Suzanne Levine, a noted poet, may seem an odd choice for a teacher of memoir, but a closer look -- particularly at her acclaimed Haberdasher's Daughter, a work of "razor-sharp observations, crystal-clear imagery and quietly startling observations," in the words of Wally Lamb. The book makes clear the connections between the worlds of poetry and memoir. There is the matter of defining one's life through memory, which the reminiscent style of poetry she excels in provides generously. And there is the ability to make music with words, which can be applied to any kind of prose, when in the hands of a master.

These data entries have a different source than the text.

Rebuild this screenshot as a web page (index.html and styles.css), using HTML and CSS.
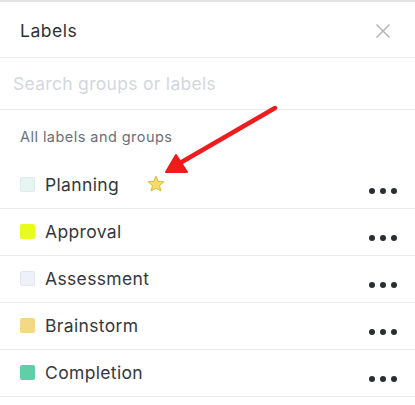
FILE: index.html
```html
<!DOCTYPE html>
<html>
<head>
<meta charset="utf-8">
<link rel="stylesheet" href="styles.css">
</head>
<body>
<div class="panel">
  <div class="header">
    <span class="title">Labels</span>
    <svg class="close" width="16" height="16" viewBox="0 0 16 16"><path d="M1.5 1.5 L14.5 14.5 M14.5 1.5 L1.5 14.5" stroke="#b4b8bd" stroke-width="1.6" fill="none"/></svg>
  </div>
  <div class="search"><span class="placeholder">Search groups or labels</span></div>
  <div class="section-title">All labels and groups</div>
  <ul class="list">
    <li class="row"><span class="swatch sw-planning"></span><span class="name">Planning</span>
      <svg class="star" width="18" height="17" viewBox="0 0 24 23"><path d="M12 1.5 L15 8.6 L22.6 9.2 L16.8 14.2 L18.6 21.6 L12 17.6 L5.4 21.6 L7.2 14.2 L1.4 9.2 L9 8.6 Z" fill="#f7dc6a" stroke="#d9b43a" stroke-width="1.3" stroke-linejoin="round"/></svg>
      <span class="more"><i></i><i></i><i></i></span></li>
    <li class="row"><span class="swatch sw-approval"></span><span class="name">Approval</span><span class="more"><i></i><i></i><i></i></span></li>
    <li class="row"><span class="swatch sw-assessment"></span><span class="name">Assessment</span><span class="more"><i></i><i></i><i></i></span></li>
    <li class="row"><span class="swatch sw-brainstorm"></span><span class="name">Brainstorm</span><span class="more"><i></i><i></i><i></i></span></li>
    <li class="row"><span class="swatch sw-completion"></span><span class="name">Completion</span><span class="more"><i></i><i></i><i></i></span></li>
  </ul>
  <svg class="arrow" width="415" height="405" viewBox="0 0 415 405"><line x1="275" y1="108" x2="180" y2="163" stroke="#ee1c1c" stroke-width="4.5" stroke-linecap="round"/><path d="M166 172 L176 155 L187 172 Z" fill="#ee1c1c" stroke="#ee1c1c" stroke-width="2" stroke-linejoin="round"/></svg>
</div>
</body>
</html>
```
FILE: styles.css
```css
* { box-sizing: border-box; }
html, body { margin: 0; padding: 0; background: #fff; }
body { font-family: Inter, "Noto Sans", sans-serif; width: 415px; height: 405px; overflow: hidden; }
.panel { position: relative; border-top: 2px solid #e4e4e4; }
.header { height: 56px; display: flex; align-items: center; justify-content: space-between; padding: 2px 24px 0 20px; border-bottom: 1px solid #ebebeb; }
.title { font-size: 17.5px; letter-spacing: 0.5px; color: #2f3337; }
.close { display: block; }
.search { height: 52px; display: flex; align-items: center; padding-left: 13px; border-bottom: 1px solid #ebebeb; }
.placeholder { font-size: 17.5px; letter-spacing: 0.3px; color: #d3d7dd; }
.section-title { height: 53px; display: flex; align-items: center; padding-left: 20px; font-size: 14.5px; letter-spacing: 0.45px; color: #6b7078; }
.list { list-style: none; margin: 0; padding: 0; }
.row { height: 47px; display: flex; align-items: center; padding-left: 20px; padding-bottom: 2px; border-bottom: 1px solid #ebebeb; }
.row:first-child { height: 46px; }
.swatch { width: 15px; height: 15px; border-radius: 2px; flex: none; margin-right: 10px; }
.sw-planning { background: #e6f5f1; border: 1px solid #dcebe7; }
.sw-approval { background: #e8fc1c; }
.sw-assessment { background: #eef0fa; border: 1px solid #e3e6f0; }
.sw-brainstorm { background: #f3d985; }
.sw-completion { background: #5ecfa6; }
.name { font-size: 17.5px; letter-spacing: 0.35px; color: #34383d; }
.star { margin-left: 28px; margin-top: -2px; }
.more { margin-left: auto; margin-right: 18px; display: flex; gap: 5px; margin-top: 13px; }
.more i { width: 6px; height: 6px; border-radius: 50%; background: #2a2d31; display: block; }
.arrow { position: absolute; left: 0; top: -2px; pointer-events: none; }
```
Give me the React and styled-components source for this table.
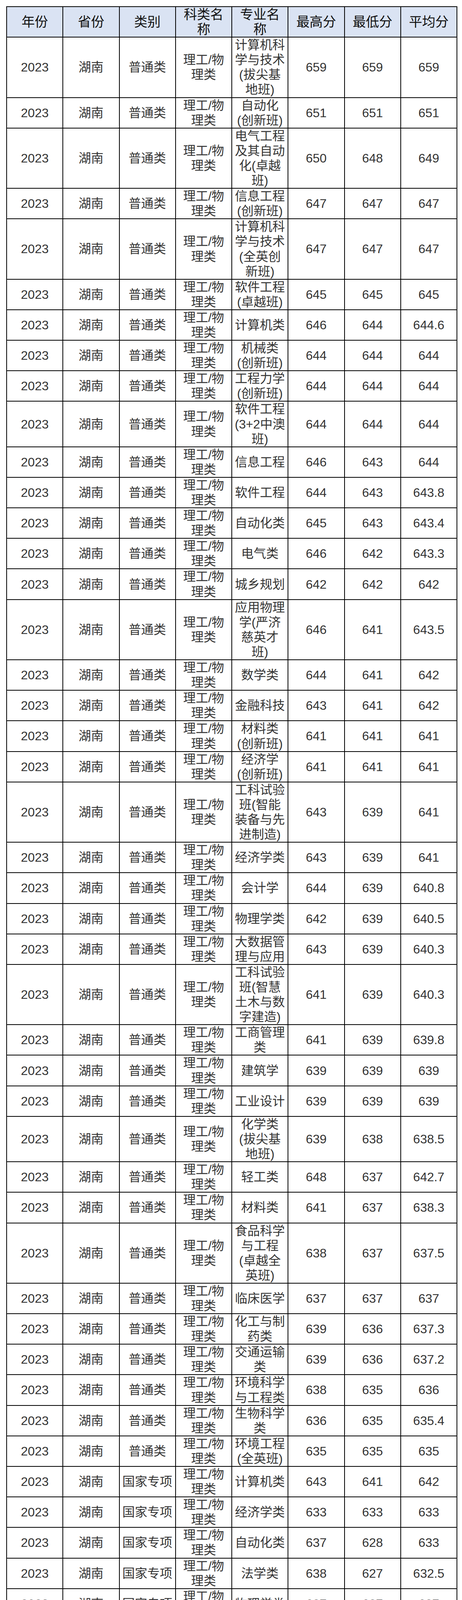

Haberdasher's Daughter was published by Antrim House Books in 2010 and was a finalist for the Eric Hoffer Award. Her work has appeared or is forthcoming in California Quarterly, Passages North, Interpoesia, Permafrost Quiddity International Literary Journal, Southern California Review, The Chaffin Journal, Stand Magazine UK and Whiskey Island Magazine among others. A Pushcart nominee, she was a finalist in the 2009 Midnight Sun Chapbook Competition and a contributor to the anthology Forty Fathers (2009). She holds an MFA from Vermont College.